> WHAT THE TASK REQUIRES
Repeat, exactly and completely, the material that follows. Omit the pictures.

....................

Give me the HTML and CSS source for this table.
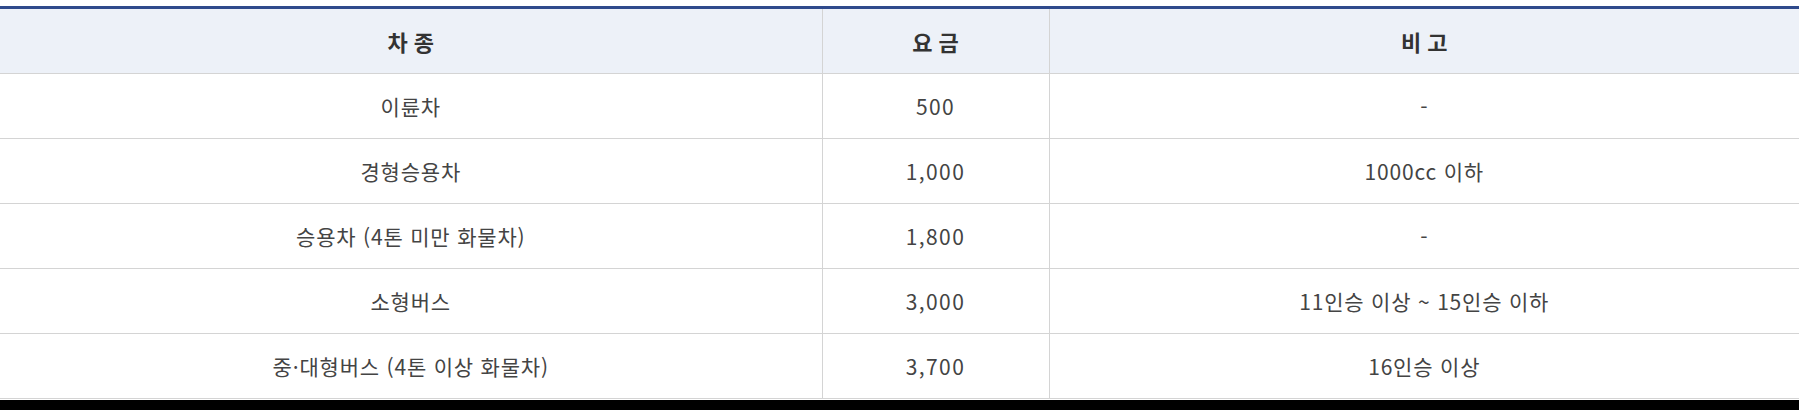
FILE: index.html
```html
<!DOCTYPE html>
<html lang="ko">
<head>
<meta charset="utf-8">
<title>차종별 요금</title>
<link rel="stylesheet" href="styles.css">
</head>
<body>
<div class="wrap">
  <table class="fare">
    <colgroup>
      <col class="c1">
      <col class="c2">
      <col class="c3">
    </colgroup>
    <thead>
      <tr><th>차 종</th><th>요 금</th><th>비 고</th></tr>
    </thead>
    <tbody>
      <tr><td>이륜차</td><td class="num">500</td><td>-</td></tr>
      <tr><td>경형승용차</td><td class="num">1,000</td><td>1000cc 이하</td></tr>
      <tr><td>승용차 (4톤 미만 화물차)</td><td class="num">1,800</td><td>-</td></tr>
      <tr><td>소형버스</td><td class="num">3,000</td><td>11인승 이상 ~ 15인승 이하</td></tr>
      <tr><td>중·대형버스 (4톤 이상 화물차)</td><td class="num">3,700</td><td>16인승 이상</td></tr>
    </tbody>
  </table>
  <div class="foot"></div>
</div>
</body>
</html>
```
FILE: styles.css
```css
html, body {
  margin: 0;
  padding: 0;
  background: #fff;
}
body {
  font-family: "Noto Sans CJK KR", "Noto Sans", sans-serif;
}
.wrap {
  width: 1799px;
  padding-top: 6px;
}
.fare {
  width: 1799px;
  border-collapse: collapse;
  table-layout: fixed;
  border-top: 3px solid #2f4a8c;
}
.fare .c1 { width: 822px; }
.fare .c2 { width: 227px; }
.fare .c3 { width: 750px; }
.fare thead th {
  background: #edf1f8;
  border-top: 1px solid #111;
  height: 64px;
  padding: 0;
  font-size: 22px;
  font-weight: 700;
  color: #333;
  text-align: center;
  border-bottom: 1px solid #d4d4d4;
}
.fare td {
  height: 64px;
  padding: 0;
  font-size: 21px;
  color: #444;
  text-align: center;
  border-bottom: 1px solid #d4d4d4;
  letter-spacing: 0.8px;
}
.fare td.num {
  letter-spacing: 1.4px;
}
.fare th + th,
.fare td + td {
  border-left: 1px solid #d4d4d4;
}
.foot {
  margin-top: 1px;
  height: 10px;
  background: #000;
}
```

....................

> SOLUTION TO THIS TASK
Give me the HTML and CSS source for this table.
FILE: index.html
```html
<!DOCTYPE html>
<html lang="ko">
<head>
<meta charset="utf-8">
<title>차종별 요금</title>
<link rel="stylesheet" href="styles.css">
</head>
<body>
<div class="wrap">
  <table class="fare">
    <colgroup>
      <col class="c1">
      <col class="c2">
      <col class="c3">
    </colgroup>
    <thead>
      <tr><th>차 종</th><th>요 금</th><th>비 고</th></tr>
    </thead>
    <tbody>
      <tr><td>이륜차</td><td class="num">500</td><td>-</td></tr>
      <tr><td>경형승용차</td><td class="num">1,000</td><td>1000cc 이하</td></tr>
      <tr><td>승용차 (4톤 미만 화물차)</td><td class="num">1,800</td><td>-</td></tr>
      <tr><td>소형버스</td><td class="num">3,000</td><td>11인승 이상 ~ 15인승 이하</td></tr>
      <tr><td>중·대형버스 (4톤 이상 화물차)</td><td class="num">3,700</td><td>16인승 이상</td></tr>
    </tbody>
  </table>
  <div class="foot"></div>
</div>
</body>
</html>
```
FILE: styles.css
```css
html, body {
  margin: 0;
  padding: 0;
  background: #fff;
}
body {
  font-family: "Noto Sans CJK KR", "Noto Sans", sans-serif;
}
.wrap {
  width: 1799px;
  padding-top: 6px;
}
.fare {
  width: 1799px;
  border-collapse: collapse;
  table-layout: fixed;
  border-top: 3px solid #2f4a8c;
}
.fare .c1 { width: 822px; }
.fare .c2 { width: 227px; }
.fare .c3 { width: 750px; }
.fare thead th {
  background: #edf1f8;
  border-top: 1px solid #111;
  height: 64px;
  padding: 0;
  font-size: 22px;
  font-weight: 700;
  color: #333;
  text-align: center;
  border-bottom: 1px solid #d4d4d4;
}
.fare td {
  height: 64px;
  padding: 0;
  font-size: 21px;
  color: #444;
  text-align: center;
  border-bottom: 1px solid #d4d4d4;
  letter-spacing: 0.8px;
}
.fare td.num {
  letter-spacing: 1.4px;
}
.fare th + th,
.fare td + td {
  border-left: 1px solid #d4d4d4;
}
.foot {
  margin-top: 1px;
  height: 10px;
  background: #000;
}
```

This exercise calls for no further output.